Tout l’enjeu de la QPC était donc de faire reconnaître l’inconstitutionnalité de la base légale des décisions de classement prises avant le 1er janvier 2013.

Le Conseil constitutionnel considère cependant :

–        que la participation du public est depuis le 1er janvier 2013 assurée pour les décisions de classement des cours d’eau.

–        que certes, avant le 1er janvier 2013, ni les dispositions contestées ni aucune autre disposition législative n’assuraient la mise en œuvre du principe de participation du public à l’élaboration des décisions publiques en cause ; que, par suite, en adoptant les dispositions contestées sans fixer les conditions et limites du principe de la participation du public, le législateur avait méconnu l’étendue de sa compétence.

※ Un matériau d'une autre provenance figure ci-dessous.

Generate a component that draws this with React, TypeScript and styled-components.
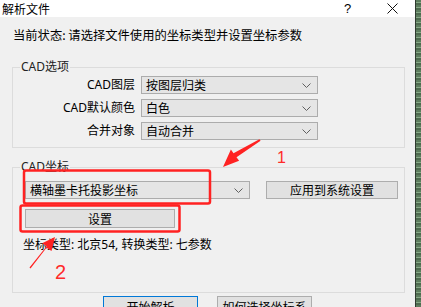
import React from "react";
import styled, { createGlobalStyle } from "styled-components";

const Global = createGlobalStyle`
  html, body { margin: 0; padding: 0; background: #f0f0f0; }
  body { font-family: "Noto Sans", "Noto Sans CJK SC", sans-serif; font-size: 12px; color: #000; }
`;

const Screen = styled.div`
  width: 421px;
  height: 307px;
  display: flex;
  overflow: hidden;
`;

const Dialog = styled.div`
  position: relative;
  width: 415px;
  flex: none;
  display: flex;
  flex-direction: column;
  background: #f0f0f0;
`;

const Desktop = styled.div`
  flex: 1;
  background:
    linear-gradient(to right, #2e3a2f 0 1px, transparent 1px),
    repeating-linear-gradient(180deg, #5d7d5e 0 2px, #86a886 2px 3px, #4e6a4f 3px 5px);
`;

const TitleBar = styled.div`
  height: 17px;
  flex: none;
  background: #fff;
  display: flex;
  align-items: center;
  padding-left: 2px;
`;

const Title = styled.span`
  font-family: "Noto Sans CJK SC", sans-serif;
  font-size: 12px;
  line-height: 14px;
  flex: 1;
`;

const TitleButton = styled.span`
  width: 45px;
  height: 17px;
  display: flex;
  align-items: center;
  justify-content: center;
  font-family: "Liberation Sans", sans-serif;
  font-size: 13px;
`;

const Body = styled.div`
  display: flex;
  flex-direction: column;
  padding: 10px 10px 0 12px;
`;

const Status = styled.div`
  font-family: "Noto Sans CJK SC", sans-serif;
  font-size: 12.3px;
  line-height: 16px;
  padding-left: 1px;
`;

const Group = styled.div<{ $mt: number; $pt: number; $pb: number }>`
  position: relative;
  margin-top: ${(p) => p.$mt}px;
  border: 1px solid #dcdcdc;
  padding: ${(p) => p.$pt}px 0 ${(p) => p.$pb}px 0;
  display: flex;
  flex-direction: column;
`;

const Legend = styled.span`
  position: absolute;
  top: -8px;
  left: 7px;
  padding: 0 1px;
  background: #f0f0f0;
  font-family: "Noto Sans", "Noto Sans CJK SC", sans-serif;
  font-size: 12px;
  line-height: 14px;
  color: #222;
`;

const FormGrid = styled.div`
  display: grid;
  grid-template-columns: 122px 177px;
  column-gap: 6px;
  row-gap: 5px;
`;

const FieldLabel = styled.span`
  text-align: right;
  align-self: center;
  font-family: "Noto Sans", "Noto Sans CJK SC", sans-serif;
  font-size: 12px;
  line-height: 16px;
`;

const Combo = styled.div<{ $w: number }>`
  box-sizing: border-box;
  width: ${(p) => p.$w}px;
  height: 18px;
  background: #e5e5e5;
  border: 1px solid #acacac;
  display: flex;
  align-items: center;
  padding: 0 6px 0 4px;
  font-family: "Noto Sans CJK SC", sans-serif;
  font-size: 12px;
  line-height: 16px;
  white-space: nowrap;
`;

const ComboText = styled.span`
  flex: 1;
`;

const Chevron = () => (
  <svg width="9" height="5" viewBox="0 0 9 5">
    <path d="M0.5 0.5 L4.5 4.5 L8.5 0.5" fill="none" stroke="#606060" strokeWidth="1" />
  </svg>
);

const Button = styled.div<{ $w: number; $h?: number; $default?: boolean }>`
  box-sizing: border-box;
  width: ${(p) => p.$w}px;
  height: ${(p) => p.$h ?? 18}px;
  background: #e1e1e1;
  border: 1px solid ${(p) => (p.$default ? "#0078d7" : "#adadad")};
  display: flex;
  align-items: center;
  justify-content: center;
  font-family: "Noto Sans CJK SC", sans-serif;
  font-size: 12px;
  line-height: 16px;
  white-space: nowrap;
`;

const CoordRow = styled.div`
  display: flex;
  align-items: center;
  padding-left: 12px;
  gap: 16px;
`;

const SetupRow = styled.div`
  display: flex;
  padding-left: 12px;
  margin-top: 10px;
`;

const Info = styled.div`
  margin-top: 9px;
  padding-left: 10px;
  font-family: "Noto Sans", "Noto Sans CJK SC", sans-serif;
  font-size: 12px;
  line-height: 16px;
`;

const Footer = styled.div`
  display: flex;
  justify-content: center;
  gap: 19px;
  margin-top: 3px;
  margin-left: -12px;
  margin-right: -10px;
`;

const Overlay = styled.svg`
  position: absolute;
  left: 0;
  top: 0;
  pointer-events: none;
`;

const Mark = styled.span<{ $x: number; $y: number; $size: number }>`
  position: absolute;
  left: ${(p) => p.$x}px;
  top: ${(p) => p.$y}px;
  font-family: "Liberation Sans", sans-serif;
  font-size: ${(p) => p.$size}px;
  line-height: 1;
  color: #ff2a2a;
`;

export default function App() {
  return (
    <>
      <Global />
      <Screen>
        <Dialog>
          <TitleBar>
            <Title>解析文件</Title>
            <TitleButton>?</TitleButton>
            <TitleButton>
              <svg width="11" height="11" viewBox="0 0 11 11">
                <path d="M0.5 0.5 L10.5 10.5 M10.5 0.5 L0.5 10.5" stroke="#111" strokeWidth="1" />
              </svg>
            </TitleButton>
          </TitleBar>
          <Body>
            <Status>当前状态: 请选择文件使用的坐标类型并设置坐标参数</Status>
            <Group $mt={24} $pt={8} $pb={7}>
              <Legend>CAD选项</Legend>
              <FormGrid>
                <FieldLabel>CAD图层</FieldLabel>
                <Combo $w={177}>
                  <ComboText>按图层归类</ComboText>
                  <Chevron />
                </Combo>
                <FieldLabel>CAD默认颜色</FieldLabel>
                <Combo $w={177}>
                  <ComboText>白色</ComboText>
                  <Chevron />
                </Combo>
                <FieldLabel>合并对象</FieldLabel>
                <Combo $w={177}>
                  <ComboText>自动合并</ComboText>
                  <Chevron />
                </Combo>
              </FormGrid>
            </Group>
            <Group $mt={19} $pt={13} $pb={39}>
              <Legend>CAD坐标</Legend>
              <CoordRow>
                <Combo $w={225}>
                  <ComboText>横轴墨卡托投影坐标</ComboText>
                  <Chevron />
                </Combo>
                <Button $w={132}>应用到系统设置</Button>
              </CoordRow>
              <SetupRow>
                <Button $w={150} $h={19}>设置</Button>
              </SetupRow>
              <Info>坐标类型: 北京54, 转换类型: 七参数</Info>
            </Group>
            <Footer>
              <Button $w={95} $h={22} $default>开始解析</Button>
              <Button $w={95} $h={22}>如何选择坐标系</Button>
            </Footer>
          </Body>

          <Overlay width="415" height="307" viewBox="0 0 415 307">
            <rect x="24" y="170.5" width="186" height="33" rx="2" fill="none" stroke="#ff2222" strokeWidth="2.5" />
            <rect x="20.5" y="205.5" width="159" height="26" rx="2" fill="none" stroke="#ff2222" strokeWidth="2.5" />
            <polygon
              points="260.6,140.8 236.5,157.2 239.1,160.8 223,167 230.9,149.6 233.5,153.2 259.4,139.2"
              fill="#ff2222"
            />
            <polygon
              points="30.5,268.5 46.5,247.8 51.5,250.9 55,237 42.1,243.3 46.6,246.2 29.5,267.5"
              fill="#ff2222"
            />
          </Overlay>
          <Mark $x={277} $y={150} $size={16}>1</Mark>
          <Mark $x={55} $y={262} $size={20}>2</Mark>
        </Dialog>
        <Desktop />
      </Screen>
    </>
  );
}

–        mais que cette inconstitutionnalité aurait des « conséquences manifestement excessives » conduisant à considérer que les décisions prises avant le 1er janvier 2013 sur le fondement des dispositions qui étaient contraires à la Constitution avant cette date ne peuvent être contestées sur le fondement de cette inconstitutionnalité :

« Considérant que, d’autre part, au 1er janvier 2013, les listes de cours d’eau avaient été arrêtées en application des dispositions contestées pour les bassins de Loire-Bretagne, de Seine-Normandie, d’Artois-Picardie et de Rhin-Meuse ; que la remise en cause des effets que ces dispositions ont produits avant le 1er janvier 2013 entraînerait des conséquences manifestement excessives ; que les décisions prises avant le 1er janvier 2013 sur le fondement des dispositions qui étaient contraires à la Constitution avant cette date ne peuvent être contestées sur le fondement de cette inconstitutionnalité ; »

La décision est donc dépourvue d’effet utile, si ce n’est pour l’intérêt du droit.

Cependant, ce que le Conseil constitutionnel laisse évidemment en suspens est la légalité des décisions de classement, qui peuvent revêtir d’autres illégalités que celles tirées de la violation de la Charte de l’environnement.